Surely you can figure out how to make these into links..I'm at a loss.  I'm very wary about that last story having my name tied to it, but at the same time, it is a very important story to tell because I actually attempted suicide and then the hospital doctor gave me Zoloft while in the ICU!  So I'm trusting you with this.  If you think it will help your cause, please use it.  I prefer my privacy but I am also a strong advocate against the use of anti-depressants.  I'll let you make the judgment call on this one.

Let me know if there is anything else I can do to help (I already posted on my website/blog) and let me know where I can go to view the "buttons" once you have them up and running.
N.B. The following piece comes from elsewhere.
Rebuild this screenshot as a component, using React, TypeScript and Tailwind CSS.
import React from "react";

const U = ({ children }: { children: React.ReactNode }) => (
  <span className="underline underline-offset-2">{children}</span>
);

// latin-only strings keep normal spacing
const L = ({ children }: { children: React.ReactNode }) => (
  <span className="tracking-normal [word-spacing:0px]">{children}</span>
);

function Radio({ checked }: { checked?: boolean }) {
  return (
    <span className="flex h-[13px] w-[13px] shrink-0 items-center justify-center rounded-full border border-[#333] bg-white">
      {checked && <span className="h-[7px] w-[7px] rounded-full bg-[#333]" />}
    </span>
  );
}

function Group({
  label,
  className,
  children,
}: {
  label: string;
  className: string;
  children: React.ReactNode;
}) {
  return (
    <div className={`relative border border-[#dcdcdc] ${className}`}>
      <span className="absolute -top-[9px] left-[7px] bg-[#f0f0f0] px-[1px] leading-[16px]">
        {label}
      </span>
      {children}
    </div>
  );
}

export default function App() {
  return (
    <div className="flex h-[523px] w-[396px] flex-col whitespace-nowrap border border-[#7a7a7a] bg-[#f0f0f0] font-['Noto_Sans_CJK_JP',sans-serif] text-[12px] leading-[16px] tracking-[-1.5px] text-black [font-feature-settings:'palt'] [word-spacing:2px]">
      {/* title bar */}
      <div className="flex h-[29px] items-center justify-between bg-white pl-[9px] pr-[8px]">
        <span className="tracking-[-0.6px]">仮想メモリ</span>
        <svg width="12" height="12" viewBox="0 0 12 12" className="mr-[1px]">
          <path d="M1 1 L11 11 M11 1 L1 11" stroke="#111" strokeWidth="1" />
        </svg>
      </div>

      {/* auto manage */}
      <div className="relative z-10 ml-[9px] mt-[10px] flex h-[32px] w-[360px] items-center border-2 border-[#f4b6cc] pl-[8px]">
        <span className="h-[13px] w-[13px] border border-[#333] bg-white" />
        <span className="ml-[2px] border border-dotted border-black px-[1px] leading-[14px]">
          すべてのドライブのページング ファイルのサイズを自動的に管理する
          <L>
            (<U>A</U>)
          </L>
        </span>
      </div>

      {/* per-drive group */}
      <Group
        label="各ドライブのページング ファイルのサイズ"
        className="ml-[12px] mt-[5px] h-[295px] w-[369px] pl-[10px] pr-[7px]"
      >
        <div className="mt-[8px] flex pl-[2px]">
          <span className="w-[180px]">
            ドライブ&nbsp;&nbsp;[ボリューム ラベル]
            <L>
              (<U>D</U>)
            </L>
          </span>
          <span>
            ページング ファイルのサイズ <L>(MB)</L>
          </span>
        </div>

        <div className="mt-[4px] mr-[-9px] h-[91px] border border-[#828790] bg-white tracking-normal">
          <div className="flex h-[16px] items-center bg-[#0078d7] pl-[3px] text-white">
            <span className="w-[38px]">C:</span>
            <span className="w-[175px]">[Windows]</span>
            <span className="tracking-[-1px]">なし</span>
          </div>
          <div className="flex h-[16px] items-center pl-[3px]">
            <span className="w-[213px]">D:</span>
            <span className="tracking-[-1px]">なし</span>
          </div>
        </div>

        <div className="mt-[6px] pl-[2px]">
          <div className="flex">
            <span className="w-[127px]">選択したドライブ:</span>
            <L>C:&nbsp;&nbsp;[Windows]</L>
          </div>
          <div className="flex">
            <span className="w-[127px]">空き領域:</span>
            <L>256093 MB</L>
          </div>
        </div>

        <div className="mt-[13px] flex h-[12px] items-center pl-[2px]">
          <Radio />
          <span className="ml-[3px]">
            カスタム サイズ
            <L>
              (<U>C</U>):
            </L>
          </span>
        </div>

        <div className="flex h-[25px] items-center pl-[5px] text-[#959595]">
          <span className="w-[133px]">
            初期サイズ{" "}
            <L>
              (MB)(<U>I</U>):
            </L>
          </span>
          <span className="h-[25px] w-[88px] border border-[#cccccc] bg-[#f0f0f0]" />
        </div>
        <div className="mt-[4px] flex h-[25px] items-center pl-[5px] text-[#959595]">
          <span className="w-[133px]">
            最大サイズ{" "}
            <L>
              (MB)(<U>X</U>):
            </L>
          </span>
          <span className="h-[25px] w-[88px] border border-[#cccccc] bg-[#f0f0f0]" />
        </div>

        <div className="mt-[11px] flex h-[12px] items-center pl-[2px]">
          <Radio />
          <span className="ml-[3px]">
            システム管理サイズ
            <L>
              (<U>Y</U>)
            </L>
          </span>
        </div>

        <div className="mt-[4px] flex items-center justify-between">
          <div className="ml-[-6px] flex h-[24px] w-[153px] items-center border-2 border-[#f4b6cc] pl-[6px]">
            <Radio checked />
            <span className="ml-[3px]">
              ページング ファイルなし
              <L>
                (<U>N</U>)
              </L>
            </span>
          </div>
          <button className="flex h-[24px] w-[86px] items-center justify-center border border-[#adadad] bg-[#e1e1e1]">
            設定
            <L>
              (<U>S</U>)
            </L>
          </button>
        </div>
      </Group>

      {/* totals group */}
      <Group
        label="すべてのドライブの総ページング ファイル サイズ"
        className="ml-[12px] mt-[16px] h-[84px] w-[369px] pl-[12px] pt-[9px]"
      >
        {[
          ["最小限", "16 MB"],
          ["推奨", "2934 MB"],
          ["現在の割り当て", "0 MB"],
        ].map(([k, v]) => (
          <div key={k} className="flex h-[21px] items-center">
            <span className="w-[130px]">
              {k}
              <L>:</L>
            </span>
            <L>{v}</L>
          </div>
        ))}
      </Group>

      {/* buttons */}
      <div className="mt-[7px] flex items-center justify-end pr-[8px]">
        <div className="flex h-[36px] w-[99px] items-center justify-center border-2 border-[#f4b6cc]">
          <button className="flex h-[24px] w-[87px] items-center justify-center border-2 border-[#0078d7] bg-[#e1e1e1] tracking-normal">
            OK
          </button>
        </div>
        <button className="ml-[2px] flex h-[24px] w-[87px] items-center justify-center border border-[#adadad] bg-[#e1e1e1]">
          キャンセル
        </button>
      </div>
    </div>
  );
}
Drugs I have been prescribed and taken with horrible side effects:

Me (Michelle)

Zoloft (2000)

Paxil (2002)

Paxil CR..they kept upping my dose (2003)

Effexor XR (2003)

Lexapro (2003)

Wellbutrin, Wellbutrin SR, and Wellbutrin XL (2003-2004)  They actually wanted me to continue taking this while I was pregnant but I REFUSED!

Celexa (2005)

Wellbutrin XL *again* (2006)

Prozac (2006)

Buspar (2003)

Abilify (2003)

Lamictal (2005-2006)

Tegretol (2007)

Lithium (2006)

Seroquel (2005)

Geodon (2007-2008) *trying to ween myself off of it slowly*

Xanax

Valium

Ativan

Klonopin (least side effects)

Librium

Ambien (2003)

Restoril (2003)

Sonata (2003)

Lunesta (2006-2007)

My sister:

Depakote

Lithium

Zyprexa

Gabitril

Seroquel

Klonopin

Prozac

Celexa

Lunesta

Elavil

*She may have taken other SSRIs but I do not remember*

*I don't remember the dates that she took these medications, but I do know that she started on the depakote at age 14, begin to cut herself after being on the drugs, was placed in a mental institution, repeatedly attempted suicide, and most of the others she was prescribed during the same month.  Now she is only on Klonopin for occassional panic attacks and is doing fine*

I thought this might be of importance to you and you can use this if you wish.  Like I said, I am here to help you in anyway that I can. 

Another surprising (or not surprising) fact is that before being placed on these drugs we were diagnosed as having depression.  After being on these drugs for some time, our diagnosis suddenly changed to bipolar disorder (for both of us).  Interesting, huh?  I firmly believe that the drugs imitated bipolar disorder and that we do not suffer from bipolar disorder.